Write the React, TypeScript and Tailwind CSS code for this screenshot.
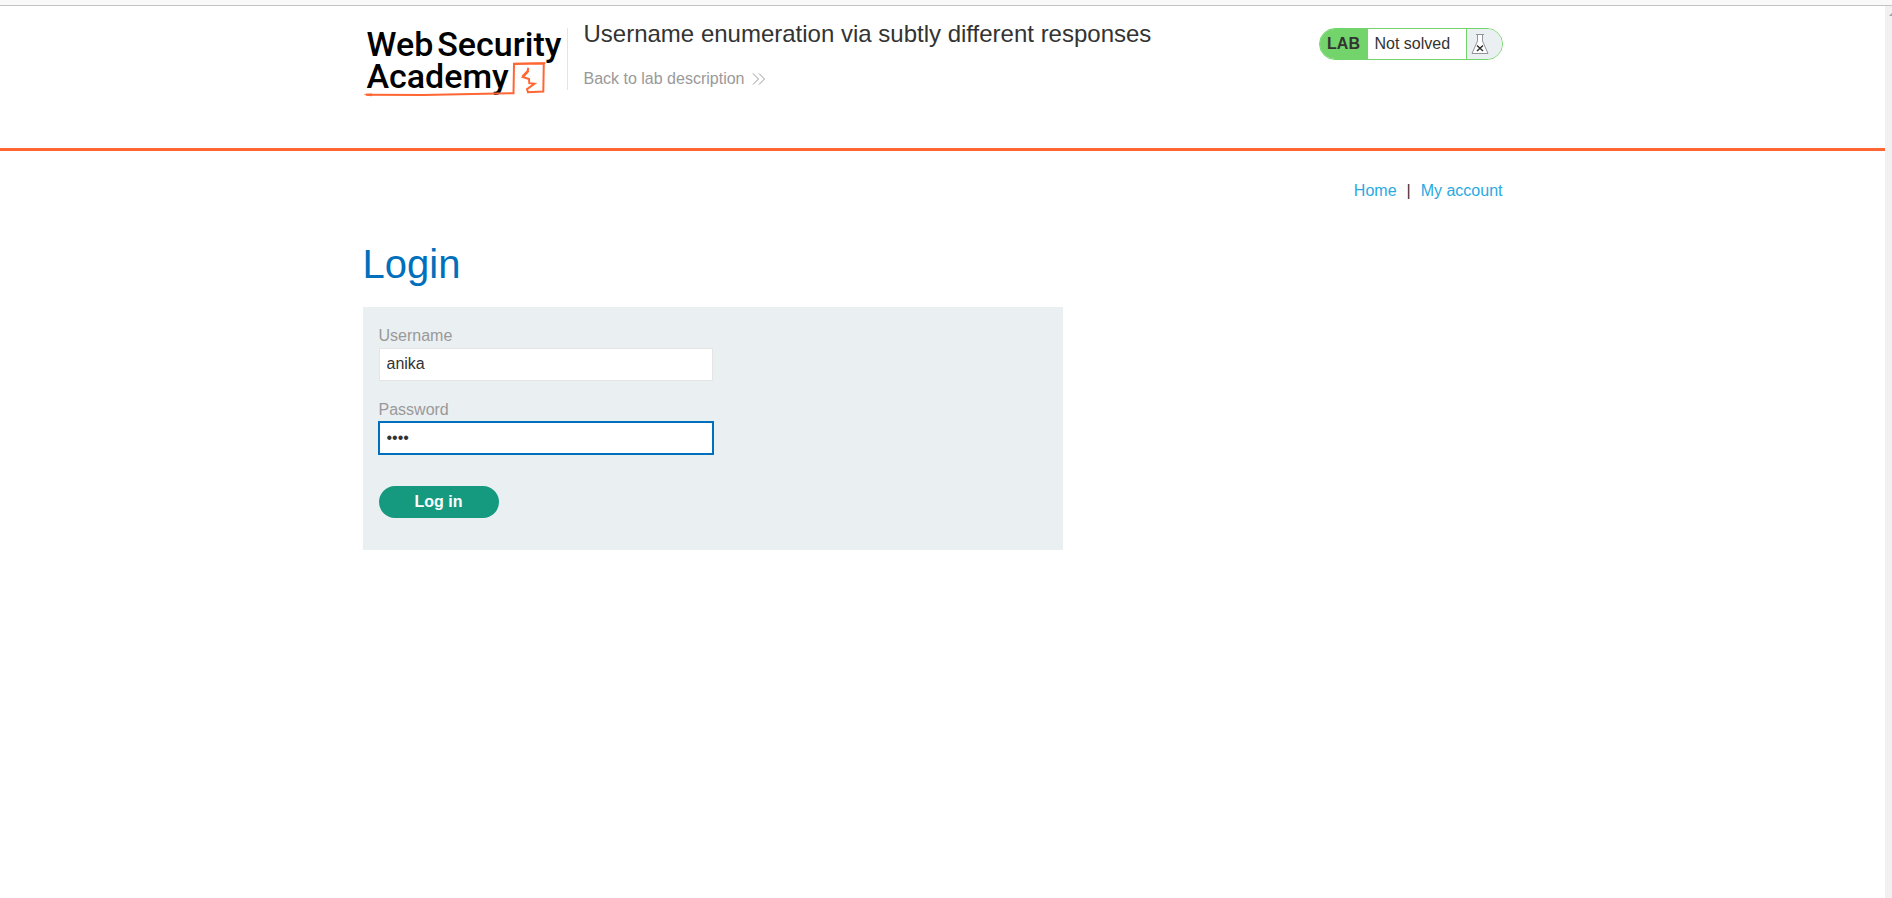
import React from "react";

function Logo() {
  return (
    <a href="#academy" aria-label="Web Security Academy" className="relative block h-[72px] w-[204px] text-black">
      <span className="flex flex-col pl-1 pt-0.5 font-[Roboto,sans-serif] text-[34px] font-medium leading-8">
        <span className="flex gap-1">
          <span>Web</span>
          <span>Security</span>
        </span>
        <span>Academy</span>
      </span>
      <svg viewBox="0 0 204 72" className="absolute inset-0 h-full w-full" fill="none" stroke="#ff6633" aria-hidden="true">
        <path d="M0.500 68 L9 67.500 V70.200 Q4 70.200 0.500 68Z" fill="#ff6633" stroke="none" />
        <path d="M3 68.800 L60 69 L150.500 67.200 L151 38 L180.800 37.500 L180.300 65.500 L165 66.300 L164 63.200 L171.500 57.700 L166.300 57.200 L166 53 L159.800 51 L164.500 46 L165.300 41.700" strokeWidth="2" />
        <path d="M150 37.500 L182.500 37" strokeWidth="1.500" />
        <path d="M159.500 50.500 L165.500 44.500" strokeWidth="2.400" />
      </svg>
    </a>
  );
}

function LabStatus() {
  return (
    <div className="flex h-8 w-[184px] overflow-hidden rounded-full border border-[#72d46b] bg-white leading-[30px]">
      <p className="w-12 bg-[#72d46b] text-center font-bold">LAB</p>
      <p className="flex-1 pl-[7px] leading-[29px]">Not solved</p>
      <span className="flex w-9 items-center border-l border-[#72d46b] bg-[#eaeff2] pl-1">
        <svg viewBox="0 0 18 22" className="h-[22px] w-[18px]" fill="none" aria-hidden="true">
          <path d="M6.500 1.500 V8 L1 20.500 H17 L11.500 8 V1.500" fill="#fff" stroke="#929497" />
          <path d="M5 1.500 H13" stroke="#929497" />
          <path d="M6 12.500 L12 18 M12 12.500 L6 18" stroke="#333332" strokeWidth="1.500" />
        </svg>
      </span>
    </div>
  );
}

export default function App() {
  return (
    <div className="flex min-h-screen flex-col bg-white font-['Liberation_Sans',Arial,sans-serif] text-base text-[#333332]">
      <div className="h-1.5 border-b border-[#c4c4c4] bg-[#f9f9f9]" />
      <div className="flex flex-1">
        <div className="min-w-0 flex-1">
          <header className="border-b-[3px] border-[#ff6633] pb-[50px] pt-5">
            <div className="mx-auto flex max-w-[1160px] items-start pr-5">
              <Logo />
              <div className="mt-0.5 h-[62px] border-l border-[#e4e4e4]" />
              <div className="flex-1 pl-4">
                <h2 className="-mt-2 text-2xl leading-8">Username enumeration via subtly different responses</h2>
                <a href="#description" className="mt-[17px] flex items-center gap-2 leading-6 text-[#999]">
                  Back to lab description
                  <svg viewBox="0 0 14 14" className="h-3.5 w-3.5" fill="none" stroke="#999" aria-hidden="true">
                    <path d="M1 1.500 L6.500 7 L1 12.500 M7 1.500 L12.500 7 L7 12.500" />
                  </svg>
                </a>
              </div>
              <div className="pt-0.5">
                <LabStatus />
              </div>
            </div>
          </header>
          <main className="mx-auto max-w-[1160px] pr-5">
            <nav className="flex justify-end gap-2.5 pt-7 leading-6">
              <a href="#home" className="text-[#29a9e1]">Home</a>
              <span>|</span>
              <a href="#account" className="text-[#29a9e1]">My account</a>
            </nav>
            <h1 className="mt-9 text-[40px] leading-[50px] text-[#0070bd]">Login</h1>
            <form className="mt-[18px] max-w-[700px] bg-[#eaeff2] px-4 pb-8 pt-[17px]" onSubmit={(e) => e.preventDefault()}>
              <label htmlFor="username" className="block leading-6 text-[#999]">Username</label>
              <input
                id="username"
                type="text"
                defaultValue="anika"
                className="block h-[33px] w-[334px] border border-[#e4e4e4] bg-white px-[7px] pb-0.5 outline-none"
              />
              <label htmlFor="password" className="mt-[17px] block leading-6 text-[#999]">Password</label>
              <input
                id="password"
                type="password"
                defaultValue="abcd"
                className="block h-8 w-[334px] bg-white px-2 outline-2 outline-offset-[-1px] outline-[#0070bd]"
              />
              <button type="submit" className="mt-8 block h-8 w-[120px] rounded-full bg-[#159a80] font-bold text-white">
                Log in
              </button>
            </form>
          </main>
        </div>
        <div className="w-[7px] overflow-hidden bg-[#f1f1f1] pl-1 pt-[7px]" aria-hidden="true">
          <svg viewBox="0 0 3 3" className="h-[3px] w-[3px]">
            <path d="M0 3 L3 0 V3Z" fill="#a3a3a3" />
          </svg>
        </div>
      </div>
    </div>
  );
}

= = =

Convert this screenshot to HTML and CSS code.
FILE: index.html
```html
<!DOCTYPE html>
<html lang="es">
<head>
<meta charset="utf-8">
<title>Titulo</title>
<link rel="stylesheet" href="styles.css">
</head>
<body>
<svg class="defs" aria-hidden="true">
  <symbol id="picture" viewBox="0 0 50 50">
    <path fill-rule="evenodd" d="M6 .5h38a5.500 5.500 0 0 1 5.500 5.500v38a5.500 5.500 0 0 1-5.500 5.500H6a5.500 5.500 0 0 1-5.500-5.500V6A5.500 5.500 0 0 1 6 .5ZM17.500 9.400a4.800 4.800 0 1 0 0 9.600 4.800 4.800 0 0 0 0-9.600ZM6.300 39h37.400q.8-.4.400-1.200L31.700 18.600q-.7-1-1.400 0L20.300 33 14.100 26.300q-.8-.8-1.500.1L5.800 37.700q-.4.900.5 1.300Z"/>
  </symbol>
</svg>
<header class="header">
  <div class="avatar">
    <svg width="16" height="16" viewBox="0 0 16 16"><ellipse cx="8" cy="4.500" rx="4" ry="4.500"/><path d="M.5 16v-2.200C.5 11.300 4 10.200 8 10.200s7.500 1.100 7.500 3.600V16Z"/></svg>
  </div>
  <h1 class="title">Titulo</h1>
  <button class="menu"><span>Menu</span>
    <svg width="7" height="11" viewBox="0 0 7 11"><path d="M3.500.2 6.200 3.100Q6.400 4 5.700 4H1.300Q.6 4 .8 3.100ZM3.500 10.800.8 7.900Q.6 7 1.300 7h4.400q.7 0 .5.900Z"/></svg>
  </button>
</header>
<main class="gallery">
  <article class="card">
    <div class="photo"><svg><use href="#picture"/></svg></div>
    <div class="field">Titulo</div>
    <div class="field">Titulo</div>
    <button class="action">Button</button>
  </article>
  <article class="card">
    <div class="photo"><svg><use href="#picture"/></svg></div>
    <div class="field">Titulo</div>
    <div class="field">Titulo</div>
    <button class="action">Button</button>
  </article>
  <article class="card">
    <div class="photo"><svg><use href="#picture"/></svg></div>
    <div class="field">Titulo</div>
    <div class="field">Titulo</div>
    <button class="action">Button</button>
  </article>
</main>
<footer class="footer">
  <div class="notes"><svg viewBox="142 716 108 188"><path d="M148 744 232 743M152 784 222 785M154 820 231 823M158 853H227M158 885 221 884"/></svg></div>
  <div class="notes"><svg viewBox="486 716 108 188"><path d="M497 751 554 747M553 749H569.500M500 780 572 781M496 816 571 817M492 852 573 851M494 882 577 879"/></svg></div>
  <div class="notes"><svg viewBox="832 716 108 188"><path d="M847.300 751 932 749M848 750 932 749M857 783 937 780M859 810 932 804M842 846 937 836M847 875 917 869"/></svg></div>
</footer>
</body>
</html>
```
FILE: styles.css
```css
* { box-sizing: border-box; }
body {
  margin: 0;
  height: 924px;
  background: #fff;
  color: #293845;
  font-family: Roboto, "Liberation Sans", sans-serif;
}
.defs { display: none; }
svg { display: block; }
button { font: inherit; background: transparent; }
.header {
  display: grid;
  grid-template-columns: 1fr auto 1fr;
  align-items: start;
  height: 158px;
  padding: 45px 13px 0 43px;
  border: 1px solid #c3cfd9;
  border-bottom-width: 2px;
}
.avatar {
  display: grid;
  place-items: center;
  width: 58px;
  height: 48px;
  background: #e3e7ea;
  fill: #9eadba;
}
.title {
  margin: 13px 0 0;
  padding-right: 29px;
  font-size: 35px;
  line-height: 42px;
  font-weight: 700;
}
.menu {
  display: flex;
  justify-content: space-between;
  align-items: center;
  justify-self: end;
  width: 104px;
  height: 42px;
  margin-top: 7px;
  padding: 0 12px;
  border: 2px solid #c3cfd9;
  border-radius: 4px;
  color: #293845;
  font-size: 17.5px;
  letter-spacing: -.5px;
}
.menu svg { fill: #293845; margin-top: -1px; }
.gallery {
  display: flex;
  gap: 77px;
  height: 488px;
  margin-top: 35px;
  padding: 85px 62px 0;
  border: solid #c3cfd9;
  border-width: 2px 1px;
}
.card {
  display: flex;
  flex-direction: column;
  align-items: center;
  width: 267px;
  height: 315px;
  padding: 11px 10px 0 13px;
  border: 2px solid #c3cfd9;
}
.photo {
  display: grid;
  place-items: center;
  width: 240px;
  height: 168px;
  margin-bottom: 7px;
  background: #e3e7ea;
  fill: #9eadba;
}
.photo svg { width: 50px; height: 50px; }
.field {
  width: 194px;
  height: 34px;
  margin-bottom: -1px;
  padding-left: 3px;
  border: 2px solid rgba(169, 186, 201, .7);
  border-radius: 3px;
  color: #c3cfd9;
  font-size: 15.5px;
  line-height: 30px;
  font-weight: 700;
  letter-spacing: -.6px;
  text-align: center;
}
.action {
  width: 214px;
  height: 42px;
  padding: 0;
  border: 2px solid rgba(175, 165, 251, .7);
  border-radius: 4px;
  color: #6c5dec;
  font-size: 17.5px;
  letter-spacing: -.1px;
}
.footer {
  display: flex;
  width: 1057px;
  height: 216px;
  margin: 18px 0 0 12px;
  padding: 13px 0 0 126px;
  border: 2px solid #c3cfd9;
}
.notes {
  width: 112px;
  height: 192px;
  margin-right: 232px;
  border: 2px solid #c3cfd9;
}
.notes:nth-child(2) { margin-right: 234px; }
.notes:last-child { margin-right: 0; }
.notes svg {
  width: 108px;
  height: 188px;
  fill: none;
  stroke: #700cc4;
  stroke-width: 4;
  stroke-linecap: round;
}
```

= = =

In the entries above, find the line that contains "Write the React, TypeScript" and the line that contains "import React from". Reproduce exactly those two lines and every line between them, but not the pictures.

▶ **EXERCISE RESPONSE**:
Write the React, TypeScript and Tailwind CSS code for this screenshot.
import React from "react";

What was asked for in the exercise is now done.